Eine besondere Form der gemeinschaftlichen Falllösung stellen die sog. Einsendearbeiten dar. Über das Semester verteilt werden den Studierenden fünf größere und anspruchsvolle Fälle zur Verfügung gestellt, die diese in Kleingruppen nicht nur selbständig lösen, sondern überdies binnen einer vorgegebenen Bearbeitungsfrist zur Bewertung einsenden. Nach Ablauf der Abgabefrist erhalten die Studierenden sodann eine Bewertung ihrer Bearbeitung mit individuellem Feedback sowie einer Musterlösung. Dies dient der (kinästhetischen bzw. kommunikativen) Vertiefung der erworbenen Kenntnisse sowie ihrer Übertragung auf bislang unbekannte Themengebiete. Ein besonderer Anreiz zur Bearbeitung der Einsendearbeiten kann über einen Abschlag auf die Note der Semesterabschlussprüfung geschaffen werden.

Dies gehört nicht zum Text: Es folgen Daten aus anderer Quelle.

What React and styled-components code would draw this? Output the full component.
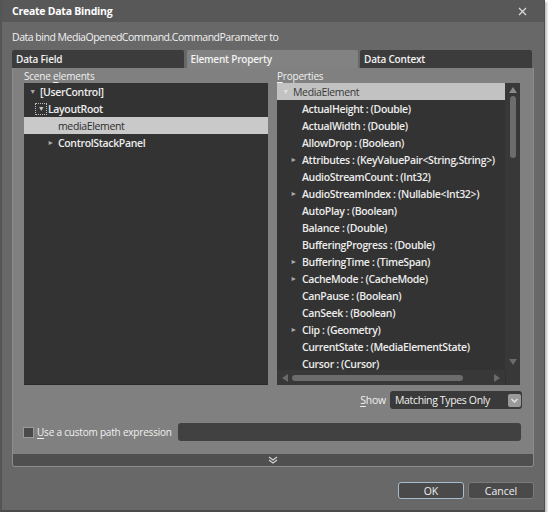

Zur Wiederholung und weiteren Vertiefung des Stoffes wird den Studierenden eine speziell auf die Vorlesung abgestimmte Lern-App für mobile Endgeräte zur Verfügung gestellt, welche der Projektleiter mit seinem Team im Rahmen eines QuiS-Projektes entwickelt und bereits erfolgreich in der Großvorlesung ,,Grundzüge des Gesellschaftsrechts“ (> 300 Studierende) im SoSe 2020 eingesetzt hat. Die Lern-App (,,Neuroo Jura“) ist in den App-Stores von Google und Apple verfügbar, hat bereits mehrere Updates und Weiterentwicklungen erfahren und wird von den Studierenden rege und kontinuierlich genutzt. Die App ist als digitaler Lernbegleiter konzipiert, der einerseits zum Aufrechterhalten einer kontinuierlichen Lernmotivation der Studierenden durch das Anzeigen individueller Lerntipps und die Möglichkeit direkter Kommunikation mit den Lehrenden beitragen soll und andererseits inhaltliche (visuelle, textuelle und kinästhetische) Aufgaben zu den Vorlesungsinhalten auf fachlich hohem Niveau nach dem Prinzip der sog. Gamification bereitstellt.
Das Lehrprojekt des MCIC zeichnet sich durch eine besonders hohe Innovationskraft aus, indem es die Prinzipien des inverted classroom mit den Möglichkeiten der Digitalisierung verbindet und damit nicht nur einer modernen hochschuldidaktischen Konzeption folgt, sondern überdies neue, endgerätebasierte Lehrformate einführt, die auf die Inhalte der universitären Lehrveranstaltungen abgestimmt und mit diesen verzahnt sind. Gerade in Bezug auf den letztgenannten Aspekt weist das hier vorgestellte Lehrprojekt damit – soweit für den Projektleiter ersichtlich – ein Alleinstellungsmerkmal auf. Der besondere Mehrwert für die Studierenden liegt mit Blick auf die Hochwertigkeit und Modernität der zur Verfügung gestellten Inhalte einerseits in einer qualitativen Verbesserung der Lehre, andererseits in einer signifikanten Erhöhung der Studierfähigkeit rechtswissenschaftlicher Fächer für Studierende der Wirtschaftswissenschaften durch den Abbau methodischer und fachlicher Defizite. Die Erhöhung der Studierfähigkeit kommt in besonderem Umfang auch Studienanfängern zugute, die erfahrungsgemäß in gesteigertem Maße mit der eingangs beschriebenen Ausgangssituation konfrontiert sind. Die Integration des Lehrprojekts in vorhandene universitäre Strukturen ist sichergestellt. Ferner ermöglicht das Lehrprojekt eine curriculare Weiterentwicklung in den Masterstudiengängen FACT und Management, indem das dort verfügbare juristische Lehrangebot durch neu konzipierte Lehrveranstaltungen auf der Grundlage des MCIC (im WS 2020/21 zunächst: „Recht der börsennotierten Aktiengesellschaft“) ergänzt wird.